Here, "someLetter: " is a string literal, i.e. a const char * pointer, usually pointing to a read-only area of memory where all the string literals are stored.
someLetter is a char, so "someLetter: " + someLetter performs pointer arithmetic and adds the value of someLetter to the address stored in the pointer. The end result is a pointer that points somewhere past the string literal you intended to print.
In your case, it seems the pointer ends up in the symbol table and pointing to the second character of the name of the ios::clear method. This is completely arbitrary though, the pointer might end up pointing to another (possibly inaccessible) location, depending on the value of someLetter and the content of the string literal storage area. In summary, this behavior is undefined, you cannot rely on it.
The + operator has nothing to do with cout.
As seen in this table, + has higher precedence than <<, so the offending line of code gets parsed as follows:
(cout << ("someLetter: " + someLetter)) << endl;
In other words, + is applied to a char pointer and a char. A char is an integral data type, so you are really performing pointer arithmetics, adding the integer value of the char on the right-hand side to the pointer on the left-hand side, producing a new char pointer.
The + is doing pointer arithmatic on "someLetter: ".
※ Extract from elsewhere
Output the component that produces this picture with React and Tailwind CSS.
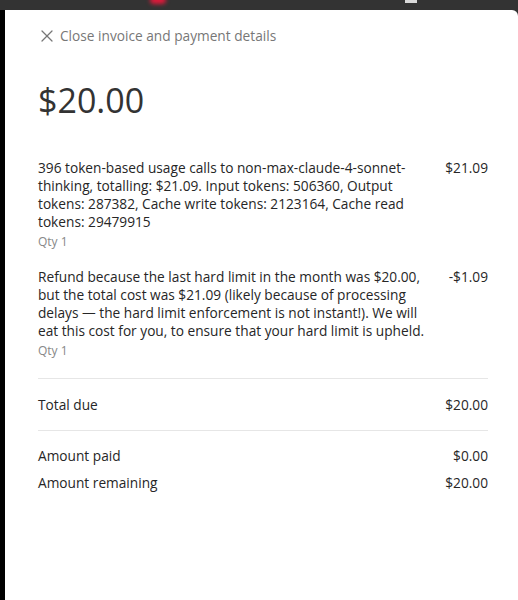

I think that the C string "someLetter: " is using the char someLetter as an index, and therefore pointing to some part of memory. Hence the behaviour.
In C++ if you do silly things you get strange behaviour. The language gives you plenty of rope to hang yourself with.
You have to remember that literal string are just pointers to some memory area. What "someLetter: " + someLetter does is adding a value to that pointer and then trying to print that.